WORK TO DO -
Copy every line of the data that includes the string "page".

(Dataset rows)
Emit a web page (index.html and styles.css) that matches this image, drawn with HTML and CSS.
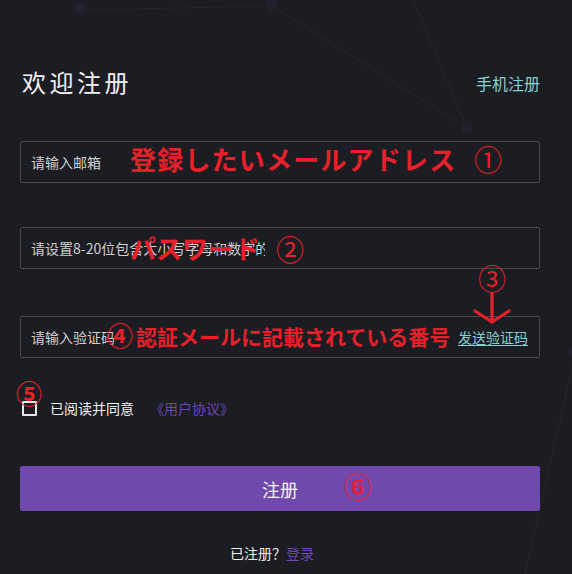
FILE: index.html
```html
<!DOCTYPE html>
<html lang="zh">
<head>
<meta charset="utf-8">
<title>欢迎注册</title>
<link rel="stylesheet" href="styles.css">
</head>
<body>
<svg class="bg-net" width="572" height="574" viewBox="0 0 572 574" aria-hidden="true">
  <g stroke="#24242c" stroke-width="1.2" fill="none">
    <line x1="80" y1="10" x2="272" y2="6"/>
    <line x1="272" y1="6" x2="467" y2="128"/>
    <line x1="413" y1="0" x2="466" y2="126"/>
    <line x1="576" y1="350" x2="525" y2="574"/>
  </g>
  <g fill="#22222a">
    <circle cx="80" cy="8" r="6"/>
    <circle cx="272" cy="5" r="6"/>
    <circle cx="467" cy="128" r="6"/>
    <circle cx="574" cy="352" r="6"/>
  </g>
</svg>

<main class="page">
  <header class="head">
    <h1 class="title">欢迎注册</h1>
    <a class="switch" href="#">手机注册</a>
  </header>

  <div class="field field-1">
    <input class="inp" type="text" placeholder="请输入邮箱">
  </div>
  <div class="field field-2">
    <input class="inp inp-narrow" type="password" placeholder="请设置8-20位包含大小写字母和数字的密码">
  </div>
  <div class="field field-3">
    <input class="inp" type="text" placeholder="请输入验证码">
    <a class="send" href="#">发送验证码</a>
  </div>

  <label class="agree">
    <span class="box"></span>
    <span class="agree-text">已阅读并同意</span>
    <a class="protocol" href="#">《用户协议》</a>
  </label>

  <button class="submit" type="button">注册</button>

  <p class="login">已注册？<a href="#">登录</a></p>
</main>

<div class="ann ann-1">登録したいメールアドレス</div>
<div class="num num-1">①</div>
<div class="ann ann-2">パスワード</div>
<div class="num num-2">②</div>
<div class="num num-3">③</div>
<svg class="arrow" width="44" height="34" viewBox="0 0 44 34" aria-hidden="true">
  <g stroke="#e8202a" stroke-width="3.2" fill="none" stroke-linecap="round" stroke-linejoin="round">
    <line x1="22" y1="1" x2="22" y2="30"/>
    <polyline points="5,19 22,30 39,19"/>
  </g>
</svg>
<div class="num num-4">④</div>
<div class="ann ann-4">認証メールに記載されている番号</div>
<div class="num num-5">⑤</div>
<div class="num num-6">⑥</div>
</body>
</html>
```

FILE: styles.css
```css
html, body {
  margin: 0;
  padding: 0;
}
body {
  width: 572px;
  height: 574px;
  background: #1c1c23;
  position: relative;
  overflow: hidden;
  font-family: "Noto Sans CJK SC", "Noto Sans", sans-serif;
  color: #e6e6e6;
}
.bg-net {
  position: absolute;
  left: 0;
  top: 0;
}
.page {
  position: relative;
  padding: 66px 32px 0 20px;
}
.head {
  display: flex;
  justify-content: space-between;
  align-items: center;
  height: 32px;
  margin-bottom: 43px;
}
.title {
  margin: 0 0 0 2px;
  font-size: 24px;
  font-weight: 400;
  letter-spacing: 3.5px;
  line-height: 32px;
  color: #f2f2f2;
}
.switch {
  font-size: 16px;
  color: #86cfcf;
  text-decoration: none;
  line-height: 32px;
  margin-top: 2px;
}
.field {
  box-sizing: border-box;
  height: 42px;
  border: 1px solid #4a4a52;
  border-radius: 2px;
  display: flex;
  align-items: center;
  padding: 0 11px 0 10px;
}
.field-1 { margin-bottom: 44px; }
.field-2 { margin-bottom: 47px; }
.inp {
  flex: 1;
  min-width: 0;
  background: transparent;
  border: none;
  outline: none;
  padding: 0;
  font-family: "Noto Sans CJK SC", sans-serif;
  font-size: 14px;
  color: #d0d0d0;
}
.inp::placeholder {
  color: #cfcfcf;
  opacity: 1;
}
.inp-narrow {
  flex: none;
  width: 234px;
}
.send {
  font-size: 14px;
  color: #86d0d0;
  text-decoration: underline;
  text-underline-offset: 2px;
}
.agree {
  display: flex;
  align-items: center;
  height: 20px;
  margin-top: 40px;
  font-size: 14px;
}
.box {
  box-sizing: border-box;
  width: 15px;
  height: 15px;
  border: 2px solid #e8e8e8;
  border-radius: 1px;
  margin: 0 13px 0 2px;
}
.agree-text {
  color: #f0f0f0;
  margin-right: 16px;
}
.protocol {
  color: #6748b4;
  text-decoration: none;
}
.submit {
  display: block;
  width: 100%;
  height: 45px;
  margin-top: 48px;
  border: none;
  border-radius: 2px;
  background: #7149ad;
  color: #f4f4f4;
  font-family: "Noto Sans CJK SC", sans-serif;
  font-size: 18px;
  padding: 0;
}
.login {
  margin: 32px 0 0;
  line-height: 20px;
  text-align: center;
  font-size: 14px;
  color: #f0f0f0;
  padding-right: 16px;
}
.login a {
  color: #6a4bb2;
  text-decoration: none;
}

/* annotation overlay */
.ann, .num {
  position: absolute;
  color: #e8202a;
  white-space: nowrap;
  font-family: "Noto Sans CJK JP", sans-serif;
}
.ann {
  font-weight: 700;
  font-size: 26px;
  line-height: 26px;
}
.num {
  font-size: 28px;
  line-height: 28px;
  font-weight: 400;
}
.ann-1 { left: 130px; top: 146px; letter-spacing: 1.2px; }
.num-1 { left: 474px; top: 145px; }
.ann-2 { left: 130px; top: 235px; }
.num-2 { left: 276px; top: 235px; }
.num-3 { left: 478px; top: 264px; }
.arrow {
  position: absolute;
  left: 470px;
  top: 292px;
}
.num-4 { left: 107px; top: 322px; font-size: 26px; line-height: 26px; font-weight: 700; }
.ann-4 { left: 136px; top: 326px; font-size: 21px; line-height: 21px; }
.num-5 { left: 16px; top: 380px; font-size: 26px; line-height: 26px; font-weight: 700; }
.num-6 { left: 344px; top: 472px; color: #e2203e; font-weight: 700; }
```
---
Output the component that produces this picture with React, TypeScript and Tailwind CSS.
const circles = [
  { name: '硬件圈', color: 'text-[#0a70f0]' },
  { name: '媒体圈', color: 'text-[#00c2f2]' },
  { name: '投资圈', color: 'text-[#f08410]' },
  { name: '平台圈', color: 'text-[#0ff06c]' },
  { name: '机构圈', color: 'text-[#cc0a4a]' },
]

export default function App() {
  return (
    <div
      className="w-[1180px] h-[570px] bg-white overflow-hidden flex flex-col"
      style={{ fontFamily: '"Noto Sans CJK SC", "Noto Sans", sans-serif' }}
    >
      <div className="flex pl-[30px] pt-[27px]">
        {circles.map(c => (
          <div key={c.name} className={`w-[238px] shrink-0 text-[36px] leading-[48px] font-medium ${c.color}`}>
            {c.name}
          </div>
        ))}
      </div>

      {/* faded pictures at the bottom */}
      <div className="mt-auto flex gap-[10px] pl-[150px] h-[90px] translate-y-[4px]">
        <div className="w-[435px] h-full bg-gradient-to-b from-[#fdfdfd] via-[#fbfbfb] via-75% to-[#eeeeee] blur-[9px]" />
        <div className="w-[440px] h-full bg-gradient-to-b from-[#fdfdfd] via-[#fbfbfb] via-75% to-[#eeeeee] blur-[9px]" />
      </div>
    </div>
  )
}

COMPLETE RESPONSE -
Emit a web page (index.html and styles.css) that matches this image, drawn with HTML and CSS.
<main class="page">
.page {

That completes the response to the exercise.